▶ **DESCRIPTION OF THE TASK**:
Drop the images; return everything else in the listing below exactly.

▶ **PROVIDED DATA**:
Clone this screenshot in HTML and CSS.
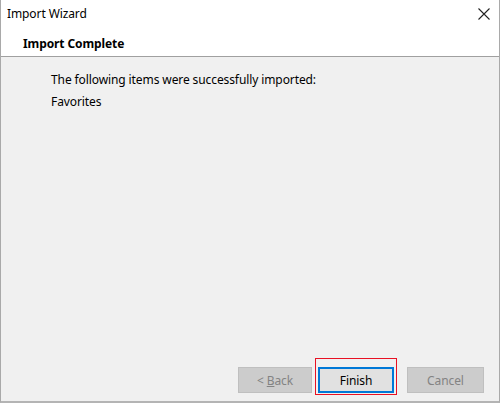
FILE: index.html
```html
<!DOCTYPE html>
<html>
<head>
<meta charset="utf-8">
<link rel="stylesheet" href="styles.css">
</head>
<body>
<div class="window">
  <div class="header">
    <div class="titlebar">
      <span class="title">Import Wizard</span>
      <svg class="close" width="12" height="12" viewBox="0 0 12 12"><path d="M0.5 0.5 L11.5 11.5 M11.5 0.5 L0.5 11.5" stroke="#222" stroke-width="1.1" fill="none"/></svg>
    </div>
    <div class="heading">Import Complete</div>
  </div>
  <div class="content">
    <p class="line">The following items were successfully imported:</p>
    <p class="line">Favorites</p>
  </div>
  <div class="footer">
    <button class="btn disabled">&lt; <u>B</u>ack</button>
    <div class="finish-wrap">
      <button class="btn primary">Finish</button>
      <span class="highlight"></span>
    </div>
    <button class="btn disabled cancel">Cancel</button>
  </div>
</div>
</body>
</html>
```

FILE: styles.css
```css
html, body {
  margin: 0;
  padding: 0;
  background: #f0f0f0;
}
body {
  font-family: "Noto Sans", "Open Sans", sans-serif;
  font-size: 12px;
  letter-spacing: -0.1px;
  color: #000;
}
.window {
  width: 500px;
  height: 403px;
  box-sizing: border-box;
  border-left: 1px solid #a9a9a9;
  border-right: 1px solid #a9a9a9;
  border-bottom: 2px solid #b4b4b4;
  display: flex;
  flex-direction: column;
  background: #f0f0f0;
}
.header {
  background: #fff;
  height: 56px;
  border-bottom: 1px solid #a0a0a0;
  flex: none;
}
.titlebar {
  height: 28px;
  display: flex;
  align-items: center;
  justify-content: space-between;
  padding: 0 9px 0 6px;
}
.title {
  font-size: 12px;
  line-height: 16px;
}
.close {
  display: block;
}
.heading {
  padding-left: 22px;
  font-weight: bold;
  font-size: 12px;
  line-height: 16px;
  margin-top: 8px;
}
.content {
  flex: 1;
  padding: 15px 0 0 50px;
}
.line {
  margin: 0 0 6px;
  line-height: 16px;
}
.footer {
  display: flex;
  align-items: center;
  padding: 0 14px 7px 237px;
  height: 35px;
  box-sizing: border-box;
  flex: none;
}
.btn {
  font-family: "Noto Sans", "Open Sans", sans-serif;
  font-size: 12px;
  letter-spacing: -0.1px;
  height: 26px;
  box-sizing: border-box;
  padding: 0;
  margin: 0;
}
.disabled {
  width: 74px;
  background: #cccccc;
  border: 1px solid #bfbfbf;
  color: #838383;
}
.disabled u {
  text-decoration: underline;
}
.finish-wrap {
  position: relative;
  margin-left: 6px;
}
.primary {
  display: block;
  width: 76px;
  background: #e1e1e1;
  border: 2px solid #0078d7;
  color: #000;
}
.highlight {
  position: absolute;
  left: -3px;
  top: -9px;
  width: 82px;
  height: 37px;
  border: 1px solid #e81123;
  box-sizing: border-box;
}
.cancel {
  margin-left: 13px;
  width: 77px;
}
```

▶ **TASK ANSWER**:
Clone this screenshot in HTML and CSS.
FILE: index.html
```html
<!DOCTYPE html>
<html>
<head>
<meta charset="utf-8">
<link rel="stylesheet" href="styles.css">
</head>
<body>
<div class="window">
  <div class="header">
    <div class="titlebar">
      <span class="title">Import Wizard</span>
      <svg class="close" width="12" height="12" viewBox="0 0 12 12"><path d="M0.5 0.5 L11.5 11.5 M11.5 0.5 L0.5 11.5" stroke="#222" stroke-width="1.1" fill="none"/></svg>
    </div>
    <div class="heading">Import Complete</div>
  </div>
  <div class="content">
    <p class="line">The following items were successfully imported:</p>
    <p class="line">Favorites</p>
  </div>
  <div class="footer">
    <button class="btn disabled">&lt; <u>B</u>ack</button>
    <div class="finish-wrap">
      <button class="btn primary">Finish</button>
      <span class="highlight"></span>
    </div>
    <button class="btn disabled cancel">Cancel</button>
  </div>
</div>
</body>
</html>
```

FILE: styles.css
```css
html, body {
  margin: 0;
  padding: 0;
  background: #f0f0f0;
}
body {
  font-family: "Noto Sans", "Open Sans", sans-serif;
  font-size: 12px;
  letter-spacing: -0.1px;
  color: #000;
}
.window {
  width: 500px;
  height: 403px;
  box-sizing: border-box;
  border-left: 1px solid #a9a9a9;
  border-right: 1px solid #a9a9a9;
  border-bottom: 2px solid #b4b4b4;
  display: flex;
  flex-direction: column;
  background: #f0f0f0;
}
.header {
  background: #fff;
  height: 56px;
  border-bottom: 1px solid #a0a0a0;
  flex: none;
}
.titlebar {
  height: 28px;
  display: flex;
  align-items: center;
  justify-content: space-between;
  padding: 0 9px 0 6px;
}
.title {
  font-size: 12px;
  line-height: 16px;
}
.close {
  display: block;
}
.heading {
  padding-left: 22px;
  font-weight: bold;
  font-size: 12px;
  line-height: 16px;
  margin-top: 8px;
}
.content {
  flex: 1;
  padding: 15px 0 0 50px;
}
.line {
  margin: 0 0 6px;
  line-height: 16px;
}
.footer {
  display: flex;
  align-items: center;
  padding: 0 14px 7px 237px;
  height: 35px;
  box-sizing: border-box;
  flex: none;
}
.btn {
  font-family: "Noto Sans", "Open Sans", sans-serif;
  font-size: 12px;
  letter-spacing: -0.1px;
  height: 26px;
  box-sizing: border-box;
  padding: 0;
  margin: 0;
}
.disabled {
  width: 74px;
  background: #cccccc;
  border: 1px solid #bfbfbf;
  color: #838383;
}
.disabled u {
  text-decoration: underline;
}
.finish-wrap {
  position: relative;
  margin-left: 6px;
}
.primary {
  display: block;
  width: 76px;
  background: #e1e1e1;
  border: 2px solid #0078d7;
  color: #000;
}
.highlight {
  position: absolute;
  left: -3px;
  top: -9px;
  width: 82px;
  height: 37px;
  border: 1px solid #e81123;
  box-sizing: border-box;
}
.cancel {
  margin-left: 13px;
  width: 77px;
}
```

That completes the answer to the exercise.